Carlton Ward
Maclean August, 12, waters his horse in the Macal. (1 of 10 )
Born from the Maya Mountains and flowing toward the Caribbean Sea, the Macal River is the lifeblood of the communities along its banks. The waters nourish a rich assemblage of plant and animal species, among the rarest in Cental America, and serve the needs of local people, in settlements ranging from single-family farms to the city of San Ignacio.

Upstream from San Ignacio, near the headwaters, the Macal is the source of an environmental controversy that has drawn international attention. Fortis, a Canadian power company, plans to build a hydroelectric dam on the river. According to an environmental impact assesssment conducted by the Canadian International Development Agency, the proposed dam will flood thousands of acres of rare habitat. The resulting reservoir would cover 2.5 square miles and extend approximately 12 miles up river from the dam site, the study says.

Although the dam would only generate a relatively small amount of power, 7.3 megawatts, it could destroy extensive wildlife habitat unique to Central America, including much of the remaining range of the highly endangered scarlet macaw as well as critical jaguar habitat, opponents say.

Sharon Matola, director of the Belize Zoo and Tropical Education Center, says, "trading off millions of years of biological evolution for a hydro scheme which, at best, would last 50 years, is an environmental crime of the highest degree," according to Probe International, a Canadian public interest organization.

A recent environmental impact assessment conducted by the Natural History Museum of London advises that the dam at Chalillo should not be built because it would cause "significant and irreversible harm" to Belizean wildlife.

Beyond possibly destroying a rare natural environment, the construction of the Chalillo dam will have consequences for people living along the Macal River.

Albion Lotiff is a middle aged man, who was born on a farm beside the Macal, the same farm where his father was born before him.

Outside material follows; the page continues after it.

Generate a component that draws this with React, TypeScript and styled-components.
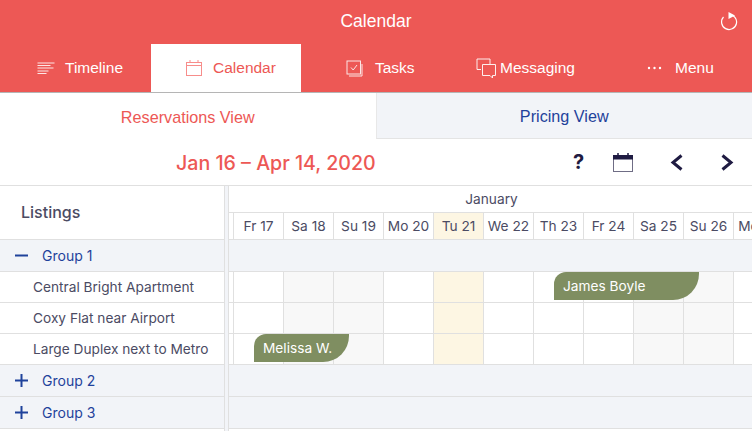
import React from 'react';
import styled, { createGlobalStyle } from 'styled-components';

const GlobalStyle = createGlobalStyle`
  html, body {
    margin: 0;
    padding: 0;
    background: #fff;
    overflow: hidden;
  }
  * { box-sizing: border-box; }
`;

const Page = styled.div`
  width: 752px;
  height: 431px;
  overflow: hidden;
  display: flex;
  flex-direction: column;
  font-family: 'Liberation Sans', Arial, sans-serif;
`;

const Header = styled.header`
  background: #ed5855;
  height: 93px;
  border-bottom: 1px solid #b5b5b5;
  color: #fff;
  flex: none;
`;

const TitleBar = styled.div`
  height: 44px;
  display: flex;
  align-items: center;
  justify-content: center;
  position: relative;
  font-size: 17.5px;
  padding-bottom: 1px;
`;

const RefreshButton = styled.span`
  position: absolute;
  right: 13px;
  top: 11px;
  display: flex;
`;

const Nav = styled.nav`
  display: flex;
  height: 48px;
`;

const NavItem = styled.div<{ $width: number; $active?: boolean; $gap: number; $pad: number }>`
  width: ${(p) => p.$width}px;
  display: flex;
  align-items: center;
  padding-left: ${(p) => p.$pad}px;
  gap: ${(p) => p.$gap}px;
  font-size: 15.5px;
  background: ${(p) => (p.$active ? '#fff' : 'transparent')};
  color: ${(p) => (p.$active ? '#ed5855' : '#fff')};
`;

const Tabs = styled.div`
  display: flex;
  height: 46px;
  flex: none;
`;

const Tab = styled.div<{ $active?: boolean }>`
  flex: 1;
  display: flex;
  align-items: center;
  justify-content: center;
  padding-top: 2px;
  font-size: 16.2px;
  color: ${(p) => (p.$active ? '#ed5855' : '#1f429b')};
  background: ${(p) => (p.$active ? '#fff' : '#f2f4f8')};
  border-bottom: ${(p) => (p.$active ? 'none' : '1px solid #e4e4e4')};
  border-left: ${(p) => (p.$active ? 'none' : '1px solid #e8e8e8')};
`;

const Toolbar = styled.div`
  height: 47px;
  flex: none;
  display: flex;
  align-items: center;
  border-bottom: 1px solid #e0e0e0;
`;

const DateRange = styled.div`
  margin-left: 176px;
  width: 200px;
  padding-top: 2px;
  font-size: 19.6px;
  font-family: Inter, sans-serif;
  font-weight: 500;
  color: #ed5855;
  white-space: nowrap;
`;

const ToolIcons = styled.div`
  margin-left: 197px;
  display: flex;
  align-items: center;
  color: #1f1b42;
`;

const Help = styled.span`
  width: 11px;
  font: 700 20px Inter, sans-serif;
  margin-right: 29px;
  text-align: center;
`;

const PrevButton = styled.svg`
  margin-left: 37px;
`;

const NextButton = styled.svg`
  margin-left: 38px;
`;

const Scheduler = styled.div`
  flex: 1;
  display: flex;
  min-height: 0;
  font-family: Inter, sans-serif;
  font-size: 13.7px;
  color: #4b4b63;
`;

const Sidebar = styled.div`
  width: 225px;
  flex: none;
  border-right: 1px solid #e0e0e0;
`;

const Splitter = styled.div`
  width: 4px;
  flex: none;
  background: #f2f4f8;
  border-right: 1px solid #e0e0e0;
`;

const SidebarHead = styled.div`
  height: 54px;
  padding: 0 0 2px 21px;
  display: flex;
  align-items: center;
  font-size: 16px;
  font-weight: 500;
  border-bottom: 1px solid #e0e0e0;
`;

const GroupRow = styled.div`
  height: 32px;
  display: flex;
  align-items: center;
  padding-left: 15px;
  gap: 14px;
  font-size: 14px;
  background: #f2f4f8;
  color: #1f429b;
  border-bottom: 1px solid #e0e0e0;
`;

const ListingRow = styled.div`
  height: 31px;
  display: flex;
  align-items: center;
  padding: 0 0 1px 33px;
  border-bottom: 1px solid #e0e0e0;
`;

const Timeline = styled.div`
  flex: 1;
  overflow: hidden;
  min-width: 0;
`;

const MonthRow = styled.div`
  height: 27px;
  display: flex;
  align-items: center;
  justify-content: center;
  padding-left: 2px;
  border-bottom: 1px solid #e0e0e0;
`;

const Cells = styled.div<{ $height: number }>`
  height: ${(p) => p.$height}px;
  display: flex;
  position: relative;
  border-bottom: 1px solid #e0e0e0;
`;

const Cell = styled.div<{ $kind?: 'weekend' | 'today' }>`
  width: 50px;
  flex: none;
  border-right: 1px solid #e0e0e0;
  display: flex;
  align-items: center;
  justify-content: center;
  white-space: nowrap;
  background: ${(p) =>
    p.$kind === 'today' ? '#fdf6e3' : p.$kind === 'weekend' ? '#f8f8f8' : '#fff'};
`;

const LeadCell = styled(Cell)`
  width: 5px;
`;

const TimelineGroup = styled.div`
  height: 32px;
  background: #f2f4f8;
  border-bottom: 1px solid #e0e0e0;
`;

const Booking = styled.div<{ $left: number; $width: number }>`
  position: absolute;
  left: ${(p) => p.$left}px;
  width: ${(p) => p.$width}px;
  top: 0;
  height: 28px;
  background: #7f8e61;
  color: #fff;
  padding-left: 9px;
  display: flex;
  align-items: center;
  border-radius: 12px 0 26px 0;
`;

const days: { label: string; kind?: 'weekend' | 'today' }[] = [
  { label: 'Fr 17' },
  { label: 'Sa 18', kind: 'weekend' },
  { label: 'Su 19', kind: 'weekend' },
  { label: 'Mo 20' },
  { label: 'Tu 21', kind: 'today' },
  { label: 'We 22' },
  { label: 'Th 23' },
  { label: 'Fr 24' },
  { label: 'Sa 25', kind: 'weekend' },
  { label: 'Su 26', kind: 'weekend' },
  { label: 'Mo 27' },
];

const RefreshIcon = () => (
  <svg width="18" height="20" viewBox="0 0 18 20" fill="none">
    <path d="M8 3.5A7.5 7.5 0 1 1 2.5 6" stroke="#fff" strokeWidth="1.2" />
    <path d="M7.5 1L14 4.5L7.5 8z" fill="#fff" />
  </svg>
);

const LinesIcon = () => (
  <svg width="18" height="14" viewBox="0 0 18 14" fill="none" stroke="#fff" strokeWidth="1">
    <path d="M0.5 2h17M0.5 4.5h13M0.5 7h16M0.5 10h11M0.5 12.5h9" opacity="0.85" />
  </svg>
);

const CalendarOutline = () => (
  <svg width="18" height="18" viewBox="0 0 18 18" fill="none" stroke="#f78d8b" strokeWidth="1">
    <rect x="1.5" y="3.5" width="15" height="13" />
    <path d="M1.5 6.5h15M5 1v3M13 1v3" />
  </svg>
);

const TasksIcon = () => (
  <svg width="17" height="17" viewBox="0 0 17 17" fill="none" stroke="#fff" strokeWidth="1" opacity="0.85">
    <rect x="1" y="1" width="13.5" height="13" />
    <path d="M3 16h13V4M5 7.5l2.2 2.5L11 5" />
  </svg>
);

const MessagingIcon = () => (
  <svg width="20" height="21" viewBox="0 0 20 21" fill="none" stroke="#fff" strokeWidth="1" opacity="0.9">
    <path d="M5 11.5H1V1h13v5" />
    <path d="M6.5 6.5h13v11h-3v2.5l-2.5-2.5H6.5z" />
  </svg>
);

const DotsIcon = () => (
  <svg width="15" height="4" viewBox="0 0 15 4" fill="#fff">
    <circle cx="2" cy="2" r="1.2" />
    <circle cx="7.5" cy="2" r="1.2" />
    <circle cx="13" cy="2" r="1.2" />
  </svg>
);

const CalendarSolid = () => (
  <svg width="20" height="19" viewBox="0 0 20 19" fill="none">
    <rect x="0.5" y="2.5" width="19" height="16" stroke="#6f6d85" strokeWidth="1" />
    <rect x="0" y="2" width="20" height="4.5" fill="#1f1b42" />
    <path d="M5 0v2M15 0v2" stroke="#1f1b42" strokeWidth="1.5" />
  </svg>
);

const MinusIcon = () => (
  <svg width="13" height="13" viewBox="0 0 13 13" stroke="#1f429b" strokeWidth="2">
    <path d="M0 6.5h13" />
  </svg>
);

const PlusIcon = () => (
  <svg width="13" height="13" viewBox="0 0 13 13" stroke="#1f429b" strokeWidth="2">
    <path d="M0 6.5h13M6.5 0v13" />
  </svg>
);

const timelineCells = (height: number, children?: React.ReactNode, withLabels = false) => (
  <Cells $height={height}>
    <LeadCell />
    {days.map((d) => (
      <Cell key={d.label} $kind={withLabels && d.kind !== 'today' ? undefined : d.kind}>
        {withLabels ? d.label : null}
      </Cell>
    ))}
    {children}
  </Cells>
);

export default function App() {
  return (
    <Page>
      <GlobalStyle />
      <Header>
        <TitleBar>
          Calendar
          <RefreshButton>
            <RefreshIcon />
          </RefreshButton>
        </TitleBar>
        <Nav>
          <NavItem $width={151} $pad={37} $gap={10}>
            <LinesIcon />
            Timeline
          </NavItem>
          <NavItem $width={150} $pad={34} $active $gap={10}>
            <CalendarOutline />
            Calendar
          </NavItem>
          <NavItem $width={150} $pad={45} $gap={12}>
            <TasksIcon />
            Tasks
          </NavItem>
          <NavItem $width={150} $pad={25} $gap={4}>
            <MessagingIcon />
            Messaging
          </NavItem>
          <NavItem $width={151} $pad={46} $gap={13}>
            <DotsIcon />
            Menu
          </NavItem>
        </Nav>
      </Header>
      <Tabs>
        <Tab $active>Reservations View</Tab>
        <Tab>Pricing View</Tab>
      </Tabs>
      <Toolbar>
        <DateRange>Jan 16 – Apr 14, 2020</DateRange>
        <ToolIcons>
          <Help>?</Help>
          <CalendarSolid />
          <PrevButton width="13" height="17" viewBox="0 0 13 17" fill="none" stroke="currentColor" strokeWidth="3">
            <path d="M11.5 1.5L3 8.5l8.5 7" />
          </PrevButton>
          <NextButton width="13" height="17" viewBox="0 0 13 17" fill="none" stroke="currentColor" strokeWidth="3">
            <path d="M1.5 1.5L10 8.5l-8.5 7" />
          </NextButton>
        </ToolIcons>
      </Toolbar>
      <Scheduler>
        <Sidebar>
          <SidebarHead>Listings</SidebarHead>
          <GroupRow>
            <MinusIcon />
            Group 1
          </GroupRow>
          <ListingRow>Central Bright Apartment</ListingRow>
          <ListingRow>Coxy Flat near Airport</ListingRow>
          <ListingRow>Large Duplex next to Metro</ListingRow>
          <GroupRow>
            <PlusIcon />
            Group 2
          </GroupRow>
          <GroupRow>
            <PlusIcon />
            Group 3
          </GroupRow>
        </Sidebar>
        <Splitter />
        <Timeline>
          <MonthRow>January</MonthRow>
          {timelineCells(27, null, true)}
          <TimelineGroup />
          {timelineCells(31, <Booking $left={325} $width={145}>James Boyle</Booking>)}
          {timelineCells(31)}
          {timelineCells(31, <Booking $left={25} $width={95}>Melissa W.</Booking>)}
          <TimelineGroup />
          <TimelineGroup />
        </Timeline>
      </Scheduler>
    </Page>
  );
}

He lives close to the river and shares concern for its future. "If they put in another dam," says Lotiff, "you will be able to walk from San Ignacio to Chaa Creek (an distance of several miles by river)."

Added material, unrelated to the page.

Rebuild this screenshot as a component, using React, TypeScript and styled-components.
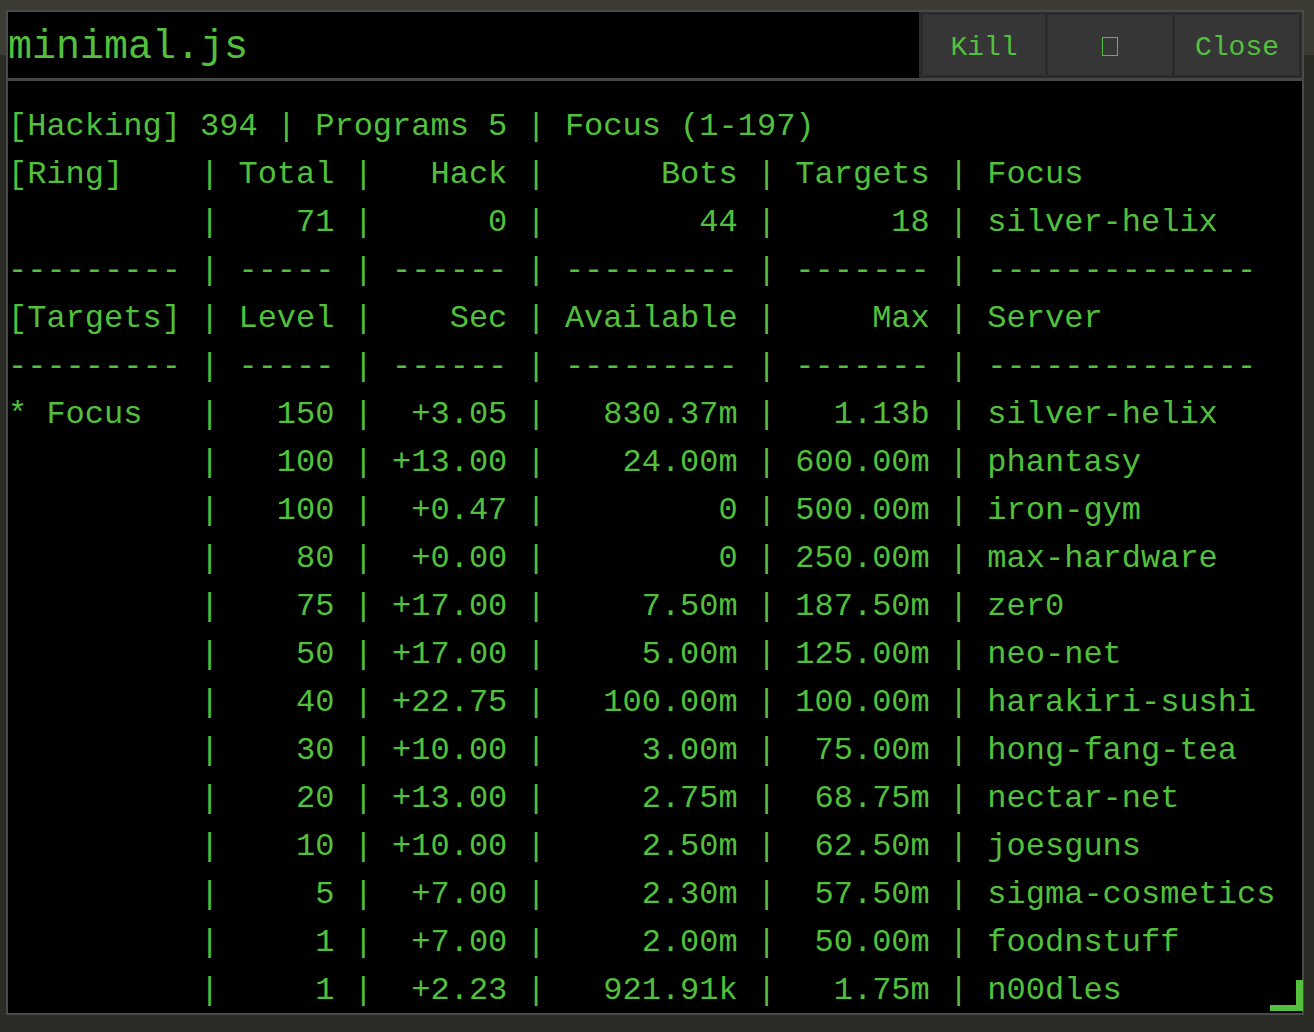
import React from "react";
import styled, { createGlobalStyle } from "styled-components";

const GREEN = "#52c03c";

const GlobalStyle = createGlobalStyle`
  html, body {
    margin: 0;
    padding: 0;
  }
  body {
    background: linear-gradient(#3d3c34 0 55px, #2c2c27 55px);
    min-height: 1032px;
    font-family: "Liberation Mono", "Courier New", monospace;
  }
`;

const Window = styled.div`
  position: relative;
  margin: 10px 0 0 6px;
  width: 1298px;
  border: 2px solid #4a4a4a;
  background: #3a3a3a;
  display: flex;
  flex-direction: column;
  box-sizing: border-box;
`;

const TitleBar = styled.div`
  display: flex;
  height: 66px;
  border-bottom: 3px solid #474747;
`;

const Title = styled.div`
  flex: 1;
  background: #000;
  color: ${GREEN};
  font-size: 40px;
  line-height: 72px;
  white-space: pre;
  overflow: hidden;
  border-right: 2px solid #2b2b2b;
`;

const Button = styled.button`
  flex: 0 0 127px;
  background: #363636;
  border: 3px solid #2b2b2b;
  border-left-width: ${(p: { $first?: boolean }) => (p.$first ? "2px" : "0")};
  color: ${GREEN};
  font-family: "Liberation Mono", "Courier New", monospace;
  font-size: 28px;
  padding: 5px 0 0;
  display: flex;
  align-items: center;
  justify-content: center;
  cursor: pointer;
`;

const MissingGlyph = styled.span`
  display: inline-block;
  width: 14px;
  height: 17px;
  margin-bottom: 3px;
  border: 1px solid ${GREEN};
`;

const Log = styled.div`
  background: #000;
  height: 932px;
  padding-top: 22px;
  box-sizing: border-box;
  overflow: hidden;
`;

const LogLine = styled.div`
  color: ${GREEN};
  font-size: 32px;
  line-height: 48px;
  white-space: pre;
`;

const ResizeHandle = styled.div`
  position: absolute;
  right: -1px;
  bottom: 2px;
  width: 26px;
  height: 25px;
  border-right: 7px solid ${GREEN};
  border-bottom: 6px solid ${GREEN};
`;

type Align = "l" | "r";
const widths = [9, 5, 6, 9, 7, 15];
const aligns: Align[] = ["l", "r", "r", "r", "r", "l"];

const fmt = (cells: string[]) =>
  cells
    .map((c, i) => (aligns[i] === "r" ? c.padStart(widths[i]) : i === cells.length - 1 ? c : c.padEnd(widths[i])))
    .join(" | ");

const dashes = fmt([9, 5, 6, 9, 7, 14].map((w) => "-".repeat(w)));

const targets: string[][] = [
  ["* Focus", "150", "+3.05", "830.37m", "1.13b", "silver-helix"],
  ["", "100", "+13.00", "24.00m", "600.00m", "phantasy"],
  ["", "100", "+0.47", "0", "500.00m", "iron-gym"],
  ["", "80", "+0.00", "0", "250.00m", "max-hardware"],
  ["", "75", "+17.00", "7.50m", "187.50m", "zer0"],
  ["", "50", "+17.00", "5.00m", "125.00m", "neo-net"],
  ["", "40", "+22.75", "100.00m", "100.00m", "harakiri-sushi"],
  ["", "30", "+10.00", "3.00m", "75.00m", "hong-fang-tea"],
  ["", "20", "+13.00", "2.75m", "68.75m", "nectar-net"],
  ["", "10", "+10.00", "2.50m", "62.50m", "joesguns"],
  ["", "5", "+7.00", "2.30m", "57.50m", "sigma-cosmetics"],
  ["", "1", "+7.00", "2.00m", "50.00m", "foodnstuff"],
  ["", "1", "+2.23", "921.91k", "1.75m", "n00dles"],
];

const lines: string[] = [
  "[Hacking] 394 | Programs 5 | Focus (1-197)",
  fmt(["[Ring]", "Total", "Hack", "Bots", "Targets", "Focus"]),
  fmt(["", "71", "0", "44", "18", "silver-helix"]),
  dashes,
  fmt(["[Targets]", "Level", "Sec", "Available", "Max", "Server"]),
  dashes,
  ...targets.map(fmt),
];

export default function App() {
  return (
    <>
      <GlobalStyle />
      <Window>
        <TitleBar>
          <Title>minimal.js</Title>
          <Button $first>Kill</Button>
          <Button>
            <MissingGlyph />
          </Button>
          <Button>Close</Button>
        </TitleBar>
        <Log>
          {lines.map((l, i) => (
            <LogLine key={i}>{l}</LogLine>
          ))}
        </Log>
        <ResizeHandle />
      </Window>
    </>
  );
}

The new dam is not welcomed by many residents of San Ignacio and the surrounding area. "Damn the dam," says San Ignacio river guide, David Simpson, who makes his living taking eco-tourists on trips up the Macal.

This tension between conservationists and developers has polarized the debate between government officials who favor the dam and locals who oppose it. Kimo Jolly, an environmental educator at Sacred Heart Junior College in San Ignacio, lost his job as, supposedly for speaking out against the dam. And many organizations that depend on government funding have become cautious about taking an official position on the issue.

Despite recent protests and campaigns against the dam, developers aim to start construction as early as January. The decision to do so has been largely removed from local interests and seemingly facilitated by the economics and politics of a large multinational company operating in a small developing county. Fortis, Inc. has been approved to start construction on a dam it would not be allowed to build in its native Canada. In fact, many large dams in the U.S. and Canada have been decommissioned because they are not economically or environmentally sustainable.

Patrick McCully, in his book Silenced Rivers: The Ecology and Politics of Large Dams, suggests that the motivation behind many dams is the financially lucrative construction process and the prospect of controlling natural resources, not the long-term supply of power.

Debate over the dam has recently moved to the international arena, with non-governmental organizations such as the Natural Resources Defense Council (NRDC), the Sierra Club of Canada, Probe International, and the Belize Alliance of Conservation Non Governmental Organizations. High profile figures such has Harrison Ford and Robert Kennedy Jr. have also spoken out against the dam, but Fortis has not been dissuaded.

Opponents of the dam argue that the tensions surrounding the controversy are symptomatic of globalization, where short-term interests of developers from first world countries are pitted against long-term concerns of developing nations. The imbalance in the economics and politics between developers and local stakeholders seems to favor the short-term and less sustainable route. "The people making the decisions don't understand the problems like the local people," says Lotiff, "they just say yes, yes, yes, yes."

But unlike Lotiff, many riverside residents are not even aware of the controversy surrounding their river.

Wilmer Dorado, 14, often comes to the river's edge to water his horses and swim with brothers and friends. Dorado rides his horse freely, splashing in the river at sunset. He has never heard of the proposed dam, nor the controversy surrounding it, although its fate currently rests with legislators in the nation's capital. If the dam is built, it will forever change the future of the landscape for his generation.